- Jackson Location within Indiana Jackson Location within the United States
- Coordinates: 40°19′45″N 86°03′39″W﻿ / ﻿40.32917°N 86.06083°W
- Country: United States
- State: Indiana
- County: Tipton
- Township: Cicero
- Elevation: 879 ft (268 m)
- Time zone: UTC-5 (Eastern (EST))
- • Summer (DST): UTC-4 (EDT)
- ZIP code: 46072
- Area code: 765
- GNIS feature ID: 446670

= Jackson, Indiana =

Jackson, also known as Jackson Station, and Jacksons is an unincorporated community in Cicero Township, Tipton County, in the U.S. state of Indiana.

==History==

Jackson was located 3.5 miles north of Tipton, Indiana.
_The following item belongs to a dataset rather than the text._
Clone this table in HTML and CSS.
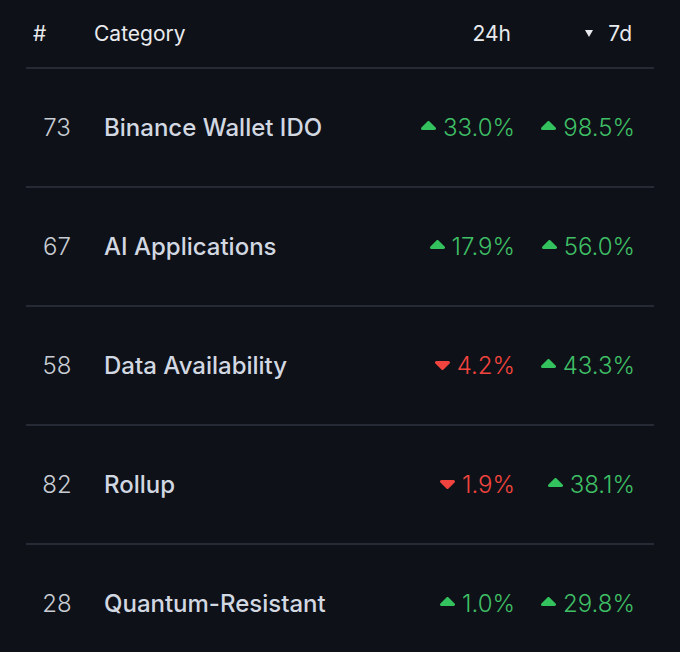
FILE: index.html
```html
<!DOCTYPE html>
<html>
<head>
<meta charset="utf-8">
<link rel="stylesheet" href="styles.css">
</head>
<body>
<div class="table">
  <div class="head">
    <div class="h-rank">#</div>
    <div class="h-cat">Category</div>
    <div class="h-val">24h</div>
    <div class="h-val h-sort"><span class="sort-tri"></span>7d</div>
  </div>
  <div class="row">
    <div class="rank">73</div>
    <div class="name">Binance Wallet IDO</div>
    <div class="val up"><svg class="tri" viewBox="0 0 15 9"><path d="M7.5 1.5 L13.5 7.5 L1.5 7.5 Z"/></svg>33.0%</div>
    <div class="val up"><svg class="tri" viewBox="0 0 15 9"><path d="M7.5 1.5 L13.5 7.5 L1.5 7.5 Z"/></svg>98.5%</div>
  </div>
  <div class="row">
    <div class="rank">67</div>
    <div class="name">AI Applications</div>
    <div class="val up"><svg class="tri" viewBox="0 0 15 9"><path d="M7.5 1.5 L13.5 7.5 L1.5 7.5 Z"/></svg>17.9%</div>
    <div class="val up"><svg class="tri" viewBox="0 0 15 9"><path d="M7.5 1.5 L13.5 7.5 L1.5 7.5 Z"/></svg>56.0%</div>
  </div>
  <div class="row">
    <div class="rank">58</div>
    <div class="name">Data Availability</div>
    <div class="val down"><svg class="tri" viewBox="0 0 15 9"><path d="M1.5 1.5 L13.5 1.5 L7.5 7.5 Z"/></svg>4.2%</div>
    <div class="val up"><svg class="tri" viewBox="0 0 15 9"><path d="M7.5 1.5 L13.5 7.5 L1.5 7.5 Z"/></svg>43.3%</div>
  </div>
  <div class="row">
    <div class="rank">82</div>
    <div class="name">Rollup</div>
    <div class="val down"><svg class="tri" viewBox="0 0 15 9"><path d="M1.5 1.5 L13.5 1.5 L7.5 7.5 Z"/></svg>1.9%</div>
    <div class="val up"><svg class="tri" viewBox="0 0 15 9"><path d="M7.5 1.5 L13.5 7.5 L1.5 7.5 Z"/></svg>38.1%</div>
  </div>
  <div class="row last">
    <div class="rank">28</div>
    <div class="name">Quantum-Resistant</div>
    <div class="val up"><svg class="tri" viewBox="0 0 15 9"><path d="M7.5 1.5 L13.5 7.5 L1.5 7.5 Z"/></svg>1.0%</div>
    <div class="val up"><svg class="tri" viewBox="0 0 15 9"><path d="M7.5 1.5 L13.5 7.5 L1.5 7.5 Z"/></svg>29.8%</div>
  </div>
</div>
</body>
</html>
```

FILE: styles.css
```css
html, body {
  margin: 0;
  padding: 0;
  background: #0e1117;
}
body {
  font-family: Inter, "Noto Sans", sans-serif;
  width: 680px;
  height: 652px;
  overflow: hidden;
}
.table {
  margin: 0 26px;
}
.head {
  display: flex;
  align-items: center;
  height: 67px;
  border-bottom: 2px solid #252a34;
  color: #e8eaee;
  font-size: 21px;
  font-weight: 400;
}
.h-rank {
  width: 68px;
  padding-left: 7px;
  box-sizing: border-box;
}
.h-cat {
  flex: 1;
}
.h-val {
  width: 120px;
  padding-right: 23px;
  box-sizing: border-box;
  display: flex;
  justify-content: flex-end;
  align-items: center;
}
.h-sort {
  padding-right: 22px;
}
.sort-tri {
  width: 0;
  height: 0;
  border-left: 4px solid transparent;
  border-right: 4px solid transparent;
  border-top: 7px solid #e8eaee;
  margin-right: 15px;
}
.row {
  display: flex;
  align-items: center;
  height: 117px;
  border-bottom: 2px solid #252a34;
  font-size: 24px;
}
.row.last {
  border-bottom: none;
}
.rank {
  width: 62px;
  text-align: center;
  color: #c8ccd3;
  font-weight: 300;
  margin-right: 16px;
}
.name {
  flex: 1;
  color: #d2d8e2;
  font-weight: 500;
}
.val {
  width: 120px;
  padding-right: 19px;
  box-sizing: border-box;
  display: flex;
  justify-content: flex-end;
  align-items: center;
  font-weight: 300;
}
.val.up {
  color: #3fbf66;
}
.val.down {
  color: #f2443e;
}
.tri {
  width: 15px;
  height: 9px;
  margin-right: 7px;
  flex: none;
}
.tri path {
  stroke-width: 3;
  stroke-linejoin: round;
}
.up .tri {
  margin-top: -4px;
}
.up .tri path {
  fill: #33c25d;
  stroke: #33c25d;
}
.down .tri {
  margin-top: 0;
}
.down .tri path {
  fill: #f2443e;
  stroke: #f2443e;
}
```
The village was founded around the building of a saw mill, which operated on steam, by Newton J. Jackson and George Kane in 1851. In 1854, the Peru and Indianapolis Railroad was completed and a train station was built in Jackson. The village grew around the increased number of shipments that were processed at the station. Elijah C. Elliott opened a general store in the village after 1865. Elliott also had a factory that made "staves and heading". By 1914, the railroad station was closed. At that time, a school and church still existed in the village.

A post office was established under the name Jackson Station in 1863, was renamed Jackson in 1882, and operated until it was discontinued in 1905.